La Transición quedó como un fraude al pueblo, con un baño de sangre oculto para beneficio de los franquistas. Núñez Florencio señala a algunos periodistas que han publicado libros hablando del «terrorismo de Estado» en esos años, y a Sophie Baby, historiadora francesa condescendiente con los españoles, que descalifica la Transición por la violencia generada por los que no querían la democracia, lo que es un contrasentido. También señala a Muñoz Molina, que publicó en «El País» un artículo calificando a España de «Francoland», y diciendo que la democracia no había eliminado los pertinaces estereotipos. El propósito es transmitir otro fracaso colectivo porque no se «sanó» el país. Quizá por eso la actual Ley de Memoria Democrática (2022) alarga el franquismo hasta 1983.
¿Y qué decir ahora del «Imperio genocida»? Es una muestra de la costumbre de convertir el pasado «en fardo o lastre», comenta el propio Nuñez Florencio. Esa descalificación se construye con presentismos, usando conceptos de hoy y con el ánimo de hacer política. Esta idea ha alineado a la izquierda española con los indigenistas y populistas «caudillos latinoamericanos». No hace falta nombrar, ¿verdad? La interpretación del fracaso, con su genocidio incluido, reduce el papel de España a una vasta acción criminal. Por cierto, como indica el autor, no se puede usar el concepto de genocidio porque no hubo un plan premeditado y orquestado de liquidación racial.

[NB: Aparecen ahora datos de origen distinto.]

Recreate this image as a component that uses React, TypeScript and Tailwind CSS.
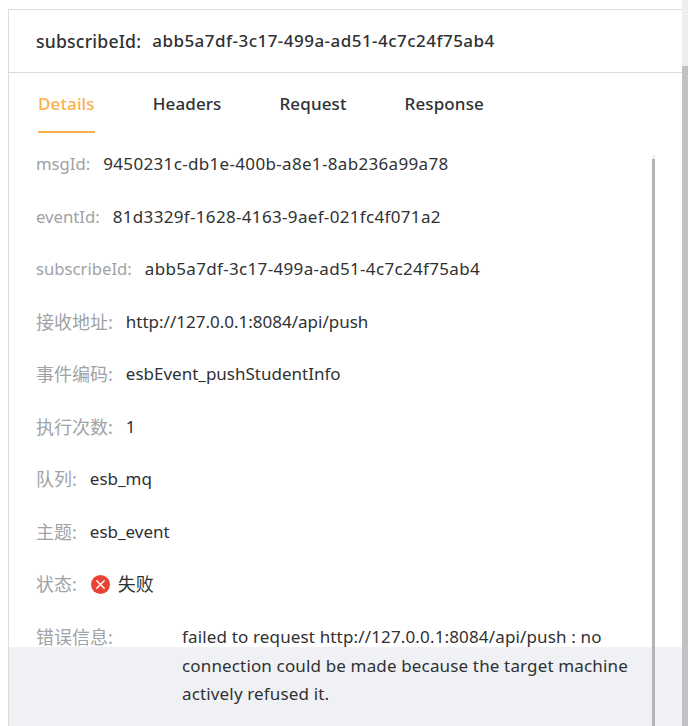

A pesar de todo esto, la mentalidad del fracaso se ha extendido en nuestro país, al punto de que se acusa inmediatamente de «nacionalista español» al que señale algo del buen legado que hemos dejado en América. La parte del libro dedicada al debate sobre la Leyenda Negra y a la supuesta necesidad de pedir perdón es, en este sentido, particularmente brillante. Núñez Florencio analiza también otros temas interesantes que dan para mucho, como, por ejemplo, la denostación del «régimen del 78» usando las libertades que proporciona, el paso del Estado de Bienestar al «Estado de malestar» o el fracaso por la «España vaciada». El libro concluye con una apelación a la regeneración entendida como crítica asertiva para acabar con el mito del fracaso por ser a la vez paralizante y estéril.
El autor termina farruco el ensayo, como debe, y afirma que a los que dicen que viven peor que sus padres, como Ana Iris Simón, los mandaría «por una temporada» a vivir a la «España de hace cincuenta años», y no digo a la de «hace un siglo porque entonces sería de traca», para que dejaran de quejarse, y enterrar de una vez por todas la «estúpida noción de fracaso».